Elle a déjà posé des mots dans des articles, les a laissés s’enfuir de son micro quand elle travaillait à la radio romande, mais c’est la première fois qu’elle ouvre un magasin de mots. Une enseigne tout à fait inédite au cœur du village de Chardonne (VD), où l’on peut venir acquérir des mots de saison parfois très poétiques, parfois très drôles, haïkus au bout de fils colorés à suspendre, pourquoi pas, sur un arbre de Pâques, ou cartes sur beau papier artisanal que l’on peut envoyer avec ce genre de phrases, soupapes du cœur: «A la fin d’une année recroquevillée, / Se déplier, se délier, pour envoyer / Des baisers de papier», ou: «Nous sommes des étoile filantes. Combien de temps peut-on confiner des étoiles filantes?»

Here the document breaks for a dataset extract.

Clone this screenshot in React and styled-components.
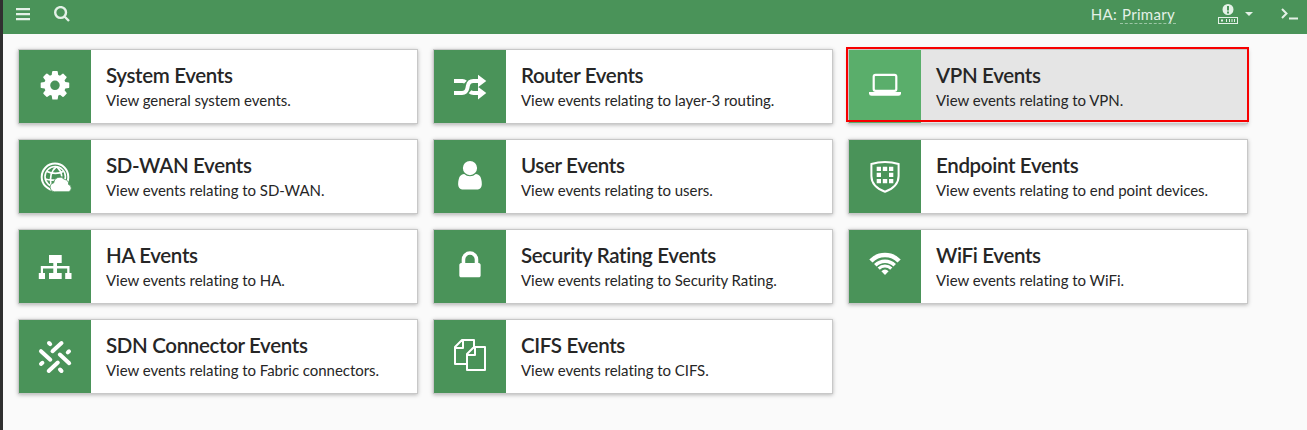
import React from "react";
import styled, { createGlobalStyle } from "styled-components";

const GlobalStyle = createGlobalStyle`
  * { box-sizing: border-box; }
  body {
    margin: 0;
    background: #fafafa;
    color: #262626;
    font-family: Lato, "Liberation Sans", sans-serif;
    font-variant-ligatures: none;
  }
`;

const Page = styled.div`
  height: 430px;
  overflow: hidden;
  border-left: 3px solid #303030;
  background: #fafafa;
`;

const TopBar = styled.header`
  display: flex;
  align-items: center;
  height: 34px;
  padding: 0 9px 6px 13px;
  background: #4a9359;
  color: #e4f1e7;
`;

const BarIcon = styled.svg`
  display: block;
  flex: none;
  width: ${(p) => p.$w}px;
  height: ${(p) => p.$h}px;
  margin: ${(p) => p.$m || "0"};
  fill: currentColor;
`;

const Status = styled.div`
  display: flex;
  gap: 3px;
  margin: 1px 42px 0 auto;
  font-size: 15px;
  line-height: 18px;
  letter-spacing: 0.3px;
`;

const StatusValue = styled.span`
  padding: 0 1px 0 2px;
  border-bottom: 1px dashed #9cc6a5;
`;

const Grid = styled.main`
  display: grid;
  grid-template-columns: repeat(3, 400px);
  grid-auto-rows: 75px;
  gap: 15px;
  padding: 15px;
`;

const Card = styled.section`
  position: relative;
  display: flex;
  border: 1px solid #c8c8c8;
  background: ${(p) => (p.$active ? "#e5e5e5" : "#fff")};
  box-shadow: 0 1px 4px rgba(0, 0, 0, 0.28);
`;

const Highlight = styled.div`
  position: absolute;
  inset: -3px -2px 1px -3px;
  border: 2px solid #f70000;
`;

const Tile = styled.div`
  display: flex;
  justify-content: center;
  flex: none;
  width: 72px;
  padding-top: 20px;
  background: ${(p) => (p.$active ? "#5aae6b" : "#4a9359")};
`;

const Glyph = styled.svg`
  display: block;
  width: 32px;
  height: 32px;
  overflow: visible;
  fill: #fff;
`;

const Body = styled.div`
  padding: 12px 15px 0;
`;

const Title = styled.h2`
  margin: 0;
  font-size: 20.5px;
  font-weight: 600;
  line-height: 26px;
  letter-spacing: -0.34px;
  white-space: nowrap;
`;

const Description = styled.p`
  margin: 0;
  font-size: 15px;
  line-height: 25px;
  letter-spacing: -0.04px;
  white-space: nowrap;
`;

const icons = {
  cog: (
    <path transform="translate(-.7 -1.400) scale(.0186)" fillRule="evenodd" d="M1152 896q0-106-75-181t-181-75-181 75-75 181 75 181 181 75 181-75 75-181zm512-109v222q0 12-8 23t-20 13l-185 28q-19 54-39 91 35 50 107 138 10 12 10 25t-9 23q-27 37-99 108t-94 71q-12 0-26-9l-138-108q-44 23-91 38-16 136-29 186-7 28-36 28h-222q-14 0-24.5-8.5t-11.5-21.5l-28-184q-49-16-90-37l-141 107q-10 9-25 9-14 0-25-11-126-114-165-168-7-10-7-23 0-12 8-23 15-21 51-66.5t54-70.5q-27-50-41-99l-183-27q-13-2-21-12.5t-8-23.5v-222q0-12 8-23t19-13l186-28q14-46 39-92-40-57-107-138-10-12-10-24 0-10 9-23 26-36 98.5-107.5t94.5-71.5q13 0 26 10l138 107q44-23 91-38 16-136 29-186 7-28 36-28h222q14 0 24.5 8.5t11.5 21.5l28 184q49 16 90 37l142-107q9-9 24-9 13 0 25 10 129 119 165 170 7 8 7 22 0 12-8 23-15 21-51 66.5t-54 70.5q26 50 41 98l183 28q13 2 21 12.500t8 23.500z" />
  ),
  random: (
    <>
      <g fill="none" stroke="#fff" strokeWidth="3.900">
        <path d="M0 11h8.500c1.200 0 2.200.4 3 1.200M16 21.800c1 .9 2 1.200 3.500 1.200H25" />
        <path d="M0 23h8c3.300 0 4.800-1.800 5.400-4.800l.5-2.600C14.500 12.600 16 11 19.200 11H25" />
      </g>
      <path d="M24 4.800L32.300 11L24 17.200zM24 16.800L32.300 23L24 29.400z" />
    </>
  ),
  laptop: (
    <>
      <rect x="4.700" y="4.800" width="22.600" height="16" rx="1.800" fill="none" stroke="#fff" strokeWidth="2.200" />
      <path d="M0 22h32v1.600q0 2.200-2.600 2.200H2.600q-2.600 0-2.600-2.200z" />
    </>
  ),
  globe: (
    <>
      <g fill="none" stroke="#fff">
        <circle cx="16" cy="16.900" r="13.300" strokeWidth="2" />
        <circle cx="16.200" cy="16.700" r="10.200" strokeWidth="1.600" />
        <path strokeWidth="1.700" d="M17.500 6.500c-5 4-7 11-5.500 19M17.500 6.500c3.500 3 5 6 5.300 10M8 11.500c5 2.500 12 2.500 16 0M6 19c5 1.500 8 1.500 12 .5" />
      </g>
      <path stroke="#4a9359" strokeWidth=".8" d="M15.500 31.800a4.500 4.500 0 0 1-.8-8.900 6 6 0 0 1 10.700-3.500 4.800 4.800 0 0 1 4.200 5.100 3.800 3.800 0 0 1-.2 7.300z" />
    </>
  ),
  user: (
    <path transform="translate(-.6 -1.400) scale(.0185)" d="M1536 1399q0 109-62.5 187t-150.5 78h-854q-88 0-150.5-78t-62.5-187q0-85 8.5-160.5t31.5-152 58.5-131 94-89 134.5-34.5q131 128 313 128t313-128q76 0 134.5 34.5t94 89 58.5 131 31.5 152 8.5 160.5zm-256-887q0 159-112.5 271.5t-271.5 112.5-271.5-112.5-112.5-271.5 112.5-271.5 271.5-112.5 271.5 112.5 112.5 271.500z" />
  ),
  shield: (
    <>
      <path fill="none" stroke="#fff" strokeWidth="2" d="M16 2c5 0 9 .6 13.600 2v12c0 8-5 12.500-13.600 15.800C7.400 28.500 2.400 24 2.400 16V4C7 2.600 11 2 16 2z" />
      <path d="M7.700 6.700h4.300v4.300H7.700zM13.800 6.700h4.400v4.300h-4.400zM20 6.700h4.300v4.300H20zM7.700 12.800H12v4.300H7.700zM20 12.800h4.300v4.300H20zM7.700 18.900H12v4.300H7.700zM13.800 18.900h4.400v4.300h-4.400zM20 18.900h4.300v4.300H20z" />
    </>
  ),
  sitemap: (
    <path d="M10 5h12.700v8H18v3h12.500v7H32.500v6h-6.300v-6h2v-4.500H18V23h4.700v6H10v-6h4.300v-4.500H4V23h2v6H-.2v-6h2v-7h12.500v-3H10z" />
  ),
  lock: (
    <path fillRule="evenodd" transform="translate(-.6 -1.100) scale(.0185)" d="M640 768h512v-192q0-106-75-181t-181-75-181 75-75 181v192zm832 96v576q0 40-28 68t-68 28h-960q-40 0-68-28t-28-68v-576q0-40 28-68t68-28h32v-192q0-184 132-316t316-132 316 132 132 316v192h32q40 0 68 28t28 68z" />
  ),
  wifi: (
    <>
      <g fill="none" stroke="#fff">
        <path strokeWidth="4.500" d="M1.900 11A19.600 19.600 0 0 1 30.100 11" />
        <path strokeWidth="3.500" d="M6.300 15.200A13.700 13.700 0 0 1 25.700 15.200" />
        <path strokeWidth="3.100" d="M9.700 18.600A8.900 8.900 0 0 1 22.300 18.600" />
      </g>
      <path d="M12.400 21.200Q16 17.900 19.600 21.200L16 25z" />
    </>
  ),
  connector: (
    <path fill="none" stroke="#fff" strokeWidth="4" strokeLinecap="round" d="M22.500 3L13.500 11.200M2 11.200L11.300 19.700M20.800 14.500L30.200 23.200M9.700 31L18.800 22.500M10 3L11.200 4.200M30 11.300L28.800 12.400M2 24L3.400 22.800M21 29.500L22.500 31" />
  ),
  files: (
    <path fill="none" stroke="#fff" strokeWidth="2" strokeLinejoin="round" d="M12 24H1V7l7-7h12v7M9 0v8H1M13 14l7-7h11v23H13zM21 7v8h-8" />
  ),
};

const cards = [
  ["cog", "System Events", "View general system events."],
  ["random", "Router Events", "View events relating to layer-3 routing."],
  ["laptop", "VPN Events", "View events relating to VPN.", true],
  ["globe", "SD-WAN Events", "View events relating to SD-WAN."],
  ["user", "User Events", "View events relating to users."],
  ["shield", "Endpoint Events", "View events relating to end point devices."],
  ["sitemap", "HA Events", "View events relating to HA."],
  ["lock", "Security Rating Events", "View events relating to Security Rating."],
  ["wifi", "WiFi Events", "View events relating to WiFi."],
  ["connector", "SDN Connector Events", "View events relating to Fabric connectors."],
  ["files", "CIFS Events", "View events relating to CIFS."],
];

export default function App() {
  return (
    <>
      <GlobalStyle />
      <Page>
        <TopBar>
          <BarIcon $w={14} $h={14} $m="0 24px 0 0" viewBox="0 0 14 14">
            <path d="M0 1h14v2.200H0zM0 6h14v2.200H0zM0 11h14v2.200H0z" />
          </BarIcon>
          <BarIcon $w={16} $h={16} viewBox="0 0 16 16">
            <path fill="none" stroke="currentColor" strokeWidth="2.400" d="M12 6.500a5.400 5.400 0 1 1-10.800 0a5.400 5.400 0 0 1 10.800 0zM10.500 10.500L15 15" />
          </BarIcon>
          <Status>
            <span>HA:</span>
            <StatusValue>Primary</StatusValue>
          </Status>
          <BarIcon $w={20} $h={20} $m="0 7px 0 0" viewBox="0 0 20 20">
            <path fillRule="evenodd" d="M10 0a5.500 5.500 0 1 1 0 11a5.500 5.500 0 0 1 0-11zM9 2v4.500h2V2zM9 7.600v1.800h2V7.600zM0 13h20v7H0zM1 14v5h18v-5z" />
            <path d="M3 15.500h2v2H3zM8 15h1v3H8zM11 15h1v3h-1zM13.500 15h1v3h-1zM16 15h1v3h-1z" />
          </BarIcon>
          <BarIcon $w={8} $h={4} $m="0 28px 0 0" viewBox="0 0 8 4">
            <path d="M0 0h8L4 4z" />
          </BarIcon>
          <BarIcon $w={17} $h={12} viewBox="0 0 17 12">
            <path fill="none" stroke="currentColor" strokeWidth="2" d="M1 1l4.500 4.500L1 10M8 10.500h9" />
          </BarIcon>
        </TopBar>
        <Grid>
          {cards.map(([icon, title, text, active]) => (
            <Card key={title} $active={active}>
              <Tile $active={active}>
                <Glyph viewBox="0 0 32 32">{icons[icon]}</Glyph>
              </Tile>
              <Body>
                <Title>{title}</Title>
                <Description>{text}</Description>
              </Body>
              {active && <Highlight />}
            </Card>
          ))}
        </Grid>
      </Page>
    </>
  );
}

Une chose ne se confine pas, c’est le tempérament balkanique de Sonia Zoran, qui aimerait bien que le covid ne soit qu’un mot et pas autre chose. Ce magasin, elle l’a ouvert avec une autre Sonia, Sonia Baechler, écrivaine et enseignante, qui propose notamment des ateliers d’écriture pour adolescents. La pandémie qui bouscule nos vies n’a évidemment pas aidé au lancement de ce lieu créatif qui organise aussi des soirées littéraires, parce que tout ce qui permet le jeu, le partage, l’échange autour des mots intéresse les deux femmes.
Pourquoi les portraits seraient-ils réservés aux gens célèbres? «J’aime chercher et cueillir ces étincelles qui éclairent une vie, un univers», dit Sonia, qui met désormais en lumière les trajectoires de monsieur et madame Tout-le-Monde, et elle aime ça. Leur vie, saisie comme une peinture de mots, écrite ou enregistrée. A l’occasion d’un mariage, d’une retraite, voire d’une naissance. Joli cadeau, surtout quand celle qui les conçoit a reçu le Prix Dumur 2015, l’équivalent du Goncourt pour les journalistes romands. Le Magasin de mots des deux Sonia leur ressemble. Solaire et convivial. Il suffit de pousser la porte. Même avec un masque.